> The task
Some lines in the records below may hold the word "components"; give the number of those lines and nothing else.

### Data to process ###

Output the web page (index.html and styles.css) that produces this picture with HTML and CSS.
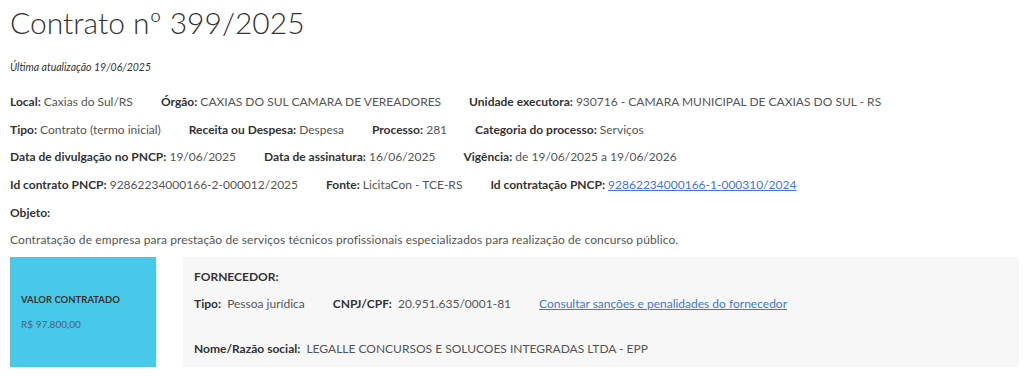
FILE: index.html
```html
<!DOCTYPE html>
<html lang="pt-BR">
<head>
<meta charset="utf-8">
<title>Contrato nº 399/2025</title>
<link rel="stylesheet" href="styles.css">
</head>
<body>
<main class="page">
  <h1 class="title">Contrato nº 399/2025</h1>
  <p class="updated">Última atualização 19/06/2025</p>

  <div class="row">
    <span class="field"><b>Local:</b> Caxias do Sul/RS</span>
    <span class="field"><b>Órgão:</b> CAXIAS DO SUL CAMARA DE VEREADORES</span>
    <span class="field"><b>Unidade executora:</b> 930716 - CAMARA MUNICIPAL DE CAXIAS DO SUL - RS</span>
  </div>
  <div class="row">
    <span class="field"><b>Tipo:</b> Contrato (termo inicial)</span>
    <span class="field"><b>Receita ou Despesa:</b> Despesa</span>
    <span class="field"><b>Processo:</b> 281</span>
    <span class="field"><b>Categoria do processo:</b> Serviços</span>
  </div>
  <div class="row">
    <span class="field"><b>Data de divulgação no PNCP:</b> 19/06/2025</span>
    <span class="field"><b>Data de assinatura:</b> 16/06/2025</span>
    <span class="field"><b>Vigência:</b> de 19/06/2025 a 19/06/2026</span>
  </div>
  <div class="row">
    <span class="field"><b>Id contrato PNCP:</b> 92862234000166-2-000012/2025</span>
    <span class="field"><b>Fonte:</b> LicitaCon - TCE-RS</span>
    <span class="field"><b>Id contratação PNCP:</b> <a href="#">92862234000166-1-000310/2024</a></span>
  </div>
  <div class="row">
    <span class="field"><b>Objeto:</b></span>
  </div>
  <div class="row">
    <span class="field desc">Contratação de empresa para prestação de serviços técnicos profissionais especializados para realização de concurso público.</span>
  </div>

  <section class="cards">
    <div class="value-card">
      <div class="value-label">VALOR CONTRATADO</div>
      <div class="value-amount">R$ 97.800,00</div>
    </div>
    <div class="supplier">
      <div class="supplier-title">FORNECEDOR:</div>
      <div class="supplier-row">
        <span class="sfield"><b>Tipo:</b>&nbsp; Pessoa jurídica</span>
        <span class="sfield"><b>CNPJ/CPF:</b>&nbsp; 20.951.635/0001-81</span>
        <a href="#" class="sfield">Consultar sanções e penalidades do fornecedor</a>
      </div>
      <div class="supplier-row name">
        <span class="sfield"><b>Nome/Razão social:</b>&nbsp; LEGALLE CONCURSOS E SOLUCOES INTEGRADAS LTDA - EPP</span>
      </div>
    </div>
  </section>
</main>
</body>
</html>
```

FILE: styles.css
```css
* { box-sizing: border-box; }
html, body { margin: 0; padding: 0; background: #fff; }
body {
  font-family: "Lato", "Open Sans", "Liberation Sans", sans-serif;
  color: #555;
  font-size: 12px;
}
.page { padding: 0 5px 0 10px; }
.title {
  margin: 0;
  padding-top: 5px;
  font-size: 30px;
  line-height: 34px;
  font-weight: 300;
  color: #333;
}
.updated {
  margin: 21px 0 14px;
  font-size: 10.5px;
  line-height: 14px;
  font-style: italic;
  color: #333;
}
.row {
  display: flex;
  gap: 28px;
  height: 27.6px;
  align-items: center;
  white-space: nowrap;
}
.row b, .supplier b { font-weight: 700; color: #333; }
.field { color: #555; }
.desc { letter-spacing: 0.1px; }
a { color: #3f78cc; text-decoration: underline; }
.cards {
  display: flex;
  gap: 27px;
  margin-top: 3px;
  height: 110px;
}
.value-card {
  width: 146px;
  background: #48c9e9;
  display: flex;
  flex-direction: column;
  justify-content: center;
  padding-left: 11px;
  gap: 13px;
}
.value-label { font-size: 9.5px; font-weight: 700; color: #333; }
.value-amount { font-size: 10px; color: #4a6474; }
.supplier {
  flex: 1;
  background: #f7f7f7;
  padding: 13px 11px 0;
}
.supplier-title { font-weight: 700; color: #333; line-height: 14px; }
.supplier-row {
  display: flex;
  gap: 28px;
  margin-top: 13px;
  line-height: 14px;
  white-space: nowrap;
}
.supplier-row.name { margin-top: 31px; }
```
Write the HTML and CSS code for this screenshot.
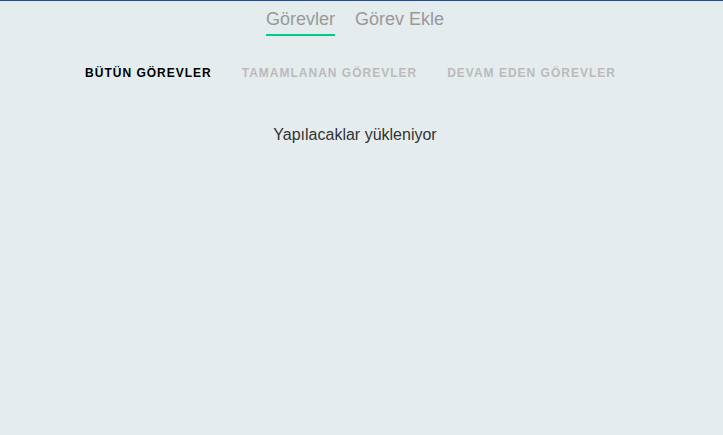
FILE: index.html
```html
<!DOCTYPE html>
<html>
<head>
<meta charset="utf-8">
<link rel="stylesheet" href="styles.css">
</head>
<body>
<div class="page">
  <nav class="nav">
    <a class="nav-link active">Görevler</a>
    <a class="nav-link">Görev Ekle</a>
  </nav>
  <div class="tabs">
    <span class="tab active">BÜTÜN GÖREVLER</span>
    <span class="tab">TAMAMLANAN GÖREVLER</span>
    <span class="tab">DEVAM EDEN GÖREVLER</span>
  </div>
  <p class="loading">Yapılacaklar yükleniyor</p>
</div>
</body>
</html>
```
FILE: styles.css
```css
html, body {
  margin: 0;
  padding: 0;
  height: 100%;
}
body {
  background: #e4ecee;
  border-top: 1px solid #2f4b7c;
  box-sizing: border-box;
  font-family: "Liberation Sans", Arial, sans-serif;
}
.page {
  width: 710px;
  display: flex;
  flex-direction: column;
  align-items: center;
}
.nav {
  display: flex;
  gap: 20px;
  padding-top: 7px;
}
.nav-link {
  font-size: 18px;
  color: #999;
  line-height: 22px;
  padding-bottom: 4px;
  border-bottom: 2px solid transparent;
}
.nav-link.active {
  border-bottom-color: #00cc88;
}
.tabs {
  display: flex;
  gap: 30px;
  margin-top: 30px;
  padding-right: 9px;
}
.tab {
  font-size: 12px;
  font-weight: bold;
  letter-spacing: 1px;
  color: #bbb;
  line-height: 14px;
}
.tab.active {
  color: #000;
}
.loading {
  margin: 45px 0 0;
  font-size: 16px;
  color: #333;
  line-height: 20px;
}
```
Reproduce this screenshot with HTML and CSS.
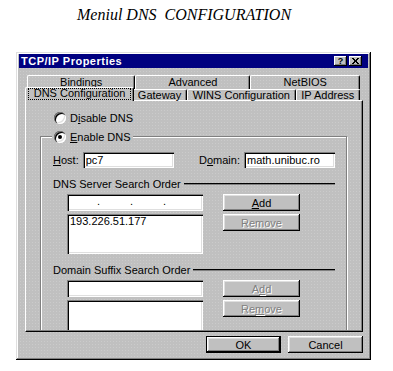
FILE: index.html
```html
<!DOCTYPE html>
<html lang="ro">
<head>
  <meta charset="UTF-8" />
  <title>Meniul DNS CONFIGURATION</title>
  <meta name="viewport" content="width=device-width, initial-scale=1" />
  <link rel="stylesheet" href="styles.css">
</head>
<body>
  <p class="caption">Meniul DNS&nbsp; CONFIGURATION</p>

  <div class="dialog">
    <div class="titlebar">
      <span class="title">TCP/IP Properties</span>
      <span class="title-btn help">?</span>
      <span class="title-btn close">
        <svg width="7" height="6" viewBox="0 0 7 6"><path d="M0 0L6 6M1 0L7 6M6 0L0 6M7 0L1 6" stroke="#000" stroke-width="1"/></svg>
      </span>
    </div>

    <!-- Tabs, two rows -->
    <div class="tabs">
      <div class="tab-row back">
        <div class="tab">Bindings</div>
        <div class="tab">Advanced</div>
        <div class="tab">NetBIOS</div>
      </div>
      <div class="tab-row front">
        <div class="tab selected"><span class="focus">DNS Configuration</span></div>
        <div class="tab">Gateway</div>
        <div class="tab">WINS Configuration</div>
        <div class="tab">IP Address</div>
      </div>
    </div>

    <div class="panel">
      <div class="panel-body">
        <div class="radio-row"><span class="radio"></span><span>D<u>i</u>sable DNS</span></div>

        <div class="group">
          <div class="legend"><span class="radio checked"></span><span><u>E</u>nable DNS</span></div>

          <div class="host-row">
            <div class="field"><label><u>H</u>ost:</label><div class="input">pc7</div></div>
            <div class="field"><label>D<u>o</u>main:</label><div class="input">math.unibuc.ro</div></div>
          </div>

          <div class="section"><span>DNS Server Search Order</span></div>
          <div class="list-row">
            <div class="list-col">
              <div class="input ip"><span>.</span><span>.</span><span>.</span><span></span></div>
              <div class="listbox">193.226.51.177</div>
            </div>
            <div class="btn-col">
              <div class="btn"><span><u>A</u>dd</span></div>
              <div class="btn disabled"><span>Remove</span></div>
            </div>
          </div>

          <div class="section"><span>Domain Suffix Search Order</span></div>
          <div class="list-row">
            <div class="list-col">
              <div class="input"></div>
              <div class="listbox"></div>
            </div>
            <div class="btn-col">
              <div class="btn disabled"><span>A<u>d</u>d</span></div>
              <div class="btn disabled"><span>Re<u>m</u>ove</span></div>
            </div>
          </div>
        </div>
      </div>
    </div>

    <div class="footer">
      <div class="btn default">OK</div>
      <div class="btn">Cancel</div>
    </div>
  </div>
</body>
</html>
```

FILE: styles.css
```css
body {
  margin: 0;
  background: #fff;
  font-family: "Liberation Sans", Arial, sans-serif;
  font-size: 11px;
  color: #000;
}

.caption {
  margin: 0;
  padding: 5px 0 0 77px;
  font-family: "Liberation Serif", "Times New Roman", serif;
  font-style: italic;
  font-size: 16px;
  line-height: 19px;
}

/* Window frame */
.dialog {
  width: 355px;
  height: 308px;
  margin: 28px 0 0 16px;
  box-sizing: border-box;
  padding: 2px 3px;
  background: #c0c0c0 radial-gradient(#cbcbcb 0.5px, transparent 0.9px) 0 0 / 3px 3px;
  box-shadow: inset -1px -1px #000, inset 1px 1px #dfdfdf, inset -2px -2px #808080, inset 2px 2px #fff;
}

.titlebar {
  display: flex;
  align-items: center;
  height: 14px;
  padding: 0 6px 0 2px;
  background: #000080;
  color: #fff;
  font-weight: bold;
}

.title {
  flex: 1;
  letter-spacing: 0.5px;
}

.title-btn {
  display: flex;
  align-items: center;
  justify-content: center;
  width: 13px;
  height: 10px;
  margin-left: 2px;
  background: #c0c0c0;
  color: #000;
  font-size: 9px;
  line-height: 10px;
  box-shadow: inset -1px -1px #000, inset 1px 1px #fff, inset -2px -2px #808080;
}

/* Tabs */
.tabs {
  margin-top: 7px;
  padding: 0 8px;
}

.tab-row {
  display: flex;
}

.tab-row.back {
  height: 14px;
}

.tab-row.front {
  height: 11px;
}

.tab {
  flex: 1 1 auto;
  box-sizing: border-box;
  text-align: center;
  white-space: nowrap;
  border-top: 1px solid #fff;
  border-left: 1px solid #fff;
  border-right: 1px solid #000;
  border-radius: 2px 2px 0 0;
  box-shadow: inset -1px 0 #808080;
}

.back .tab {
  line-height: 12px;
}

.front .tab {
  line-height: 10px;
}

.tab.selected {
  position: relative;
  z-index: 1;
  height: 14px;
  margin: -2px -2px 0;
  background: #c0c0c0;
  line-height: 11px;
}

.focus {
  display: block;
  margin: 0 2px;
  padding: 0 1px;
  outline: 1px dotted #000;
  outline-offset: -1px;
  height: 12px;
}

/* Page */
.panel {
  height: 232px;
  margin: 0 5px 0 6px;
  box-sizing: border-box;
  border-top: 1px solid #fff;
  border-left: 1px solid #fff;
  border-right: 1px solid #000;
  border-bottom: 1px solid #000;
}

.panel-body {
  height: 100%;
  box-sizing: border-box;
  border-right: 1px solid #808080;
  border-bottom: 1px solid #808080;
  padding-top: 11px;
  overflow: hidden;
}

.radio-row {
  display: flex;
  align-items: center;
  gap: 4px;
  height: 12px;
  padding-left: 28px;
}

.radio {
  display: flex;
  align-items: center;
  justify-content: center;
  width: 12px;
  height: 12px;
  flex: none;
  border-radius: 50%;
  background: #fff;
  box-shadow: inset 1px 1px #808080, inset 2px 2px #000, inset -1px -1px #fff, inset -2px -2px #dfdfdf;
}

.radio.checked::after {
  content: "";
  width: 4px;
  height: 4px;
  border-radius: 50%;
  background: #000;
}

.group {
  margin: 12px 14px 0;
  padding: 0 11px 0 12px;
  border: 1px solid #808080;
  box-shadow: inset 1px 1px #fff, 1px 1px #fff;
}

.legend {
  display: flex;
  align-items: center;
  gap: 4px;
  width: fit-content;
  height: 13px;
  margin: -7px 0 0 -1px;
  padding: 0 2px;
  background: #c0c0c0;
}

.host-row {
  display: flex;
  justify-content: space-between;
  margin-top: 9px;
}

.field {
  display: flex;
  align-items: center;
  gap: 4px;
}

.input {
  box-sizing: border-box;
  width: 91px;
  height: 16px;
  padding: 0 3px;
  line-height: 16px;
  background: #fff;
  box-shadow: inset 1px 1px #808080, inset 2px 2px #000, inset -1px -1px #fff, inset -2px -2px #dfdfdf;
}

.section {
  display: flex;
  align-items: center;
  gap: 3px;
  height: 13px;
  margin-top: 9px;
}

.section::after {
  content: "";
  flex: 1;
  border-top: 1px solid #000;
  border-bottom: 1px solid #808080;
}

.list-row {
  display: flex;
  gap: 20px;
  margin-top: 4px;
  padding-left: 14px;
}

.list-col {
  display: flex;
  flex-direction: column;
  gap: 3px;
  width: 136px;
}

.list-col .input {
  width: 100%;
  height: 17px;
}

.input.ip {
  display: grid;
  grid-template-columns: repeat(4, 1fr);
  padding: 0 2px;
  line-height: 14px;
}

.input.ip span {
  text-align: right;
  padding-right: 2px;
}

.listbox {
  box-sizing: border-box;
  height: 40px;
  padding: 2px 3px;
  line-height: 11px;
  background: #fff;
  box-shadow: inset 1px 1px #808080, inset 2px 2px #000, inset -1px -1px #fff, inset -2px -2px #dfdfdf;
}

.btn-col {
  display: flex;
  flex-direction: column;
  gap: 3px;
  width: 77px;
}

.btn {
  box-sizing: border-box;
  display: flex;
  align-items: center;
  justify-content: center;
  height: 17px;
  background: #c0c0c0;
  box-shadow: inset -1px -1px #000, inset 1px 1px #fff, inset -2px -2px #808080, inset 2px 2px #dfdfdf;
}

.btn.disabled {
  color: #808080;
  text-shadow: 1px 1px #fff;
}

.btn.default {
  border: 1px solid #000;
}

.footer {
  display: flex;
  justify-content: flex-end;
  gap: 7px;
  margin-top: 4px;
  padding-right: 5px;
}

.footer .btn {
  width: 75px;
}
```
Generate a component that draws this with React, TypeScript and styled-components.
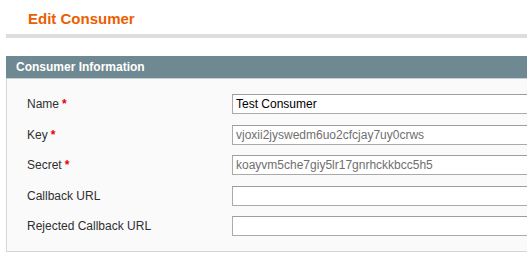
import { Fragment } from "react"
import styled, { createGlobalStyle } from "styled-components"

const GlobalStyle = createGlobalStyle`
  html, body {
    margin: 0;
    padding: 0;
    background: #ffffff;
  }
  body {
    font-family: "Liberation Sans", Arial, Helvetica, sans-serif;
    font-size: 12px;
    color: #2f2f2f;
  }
`

const Page = styled.div`
  padding-left: 6px;
  overflow: hidden;
`

const TitleBar = styled.div`
  padding: 10px 0 6px 22px;
  border-bottom: 4px solid #dddddd;
`

const Title = styled.h3`
  margin: 0;
  font-size: 15px;
  line-height: 18px;
  font-weight: bold;
  color: #eb5e00;
`

const Fieldset = styled.section`
  margin-top: 18px;
`

const Legend = styled.div`
  height: 22px;
  line-height: 22px;
  padding-left: 10px;
  background: #6f8992;
  border-bottom: 1px solid #c6cfd2;
  color: #ffffff;
  font-weight: bold;
  font-size: 12px;
`

const Body = styled.div`
  background: #fafafa;
  border-left: 1px solid #d6d6d6;
  border-bottom: 1px solid #d6d6d6;
  padding: 15px 0 15px 20px;
  display: grid;
  grid-template-columns: 205px 1fr;
  row-gap: 10.5px;
  align-items: center;
  overflow: hidden;
`

const Label = styled.label`
  font-size: 12px;
  color: #2f2f2f;
`

const Required = styled.span`
  color: #eb0000;
  font-weight: bold;
  margin-left: 3px;
`

const Input = styled.input<{ $muted?: boolean }>`
  box-sizing: border-box;
  width: 330px;
  height: 20px;
  margin: 0;
  padding: 0 3px;
  border: 1px solid #aaaaaa;
  border-top-color: #9d9d9d;
  background: #ffffff;
  font-family: "Liberation Sans", Arial, Helvetica, sans-serif;
  font-size: 12px;
  color: ${({ $muted }) => ($muted ? "#6f6f6f" : "#000000")};
  outline: none;
`

const fields = [
  { label: "Name", required: true, value: "Test Consumer", muted: false },
  { label: "Key", required: true, value: "vjoxii2jyswedm6uo2cfcjay7uy0crws", muted: true },
  { label: "Secret", required: true, value: "koayvm5che7giy5lr17gnrhckkbcc5h5", muted: true },
  { label: "Callback URL", required: false, value: "", muted: false },
  { label: "Rejected Callback URL", required: false, value: "", muted: false },
]

export default function App() {
  return (
    <>
      <GlobalStyle />
      <Page>
        <TitleBar>
          <Title>Edit Consumer</Title>
        </TitleBar>
        <Fieldset>
          <Legend>Consumer Information</Legend>
          <Body>
            {fields.map((f) => (
              <Fragment key={f.label}>
                <Label>
                  {f.label}
                  {f.required && <Required>*</Required>}
                </Label>
                <Input $muted={f.muted} defaultValue={f.value} readOnly={f.muted} />
              </Fragment>
            ))}
          </Body>
        </Fieldset>
      </Page>
    </>
  )
}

###

> Answer to the exercise
2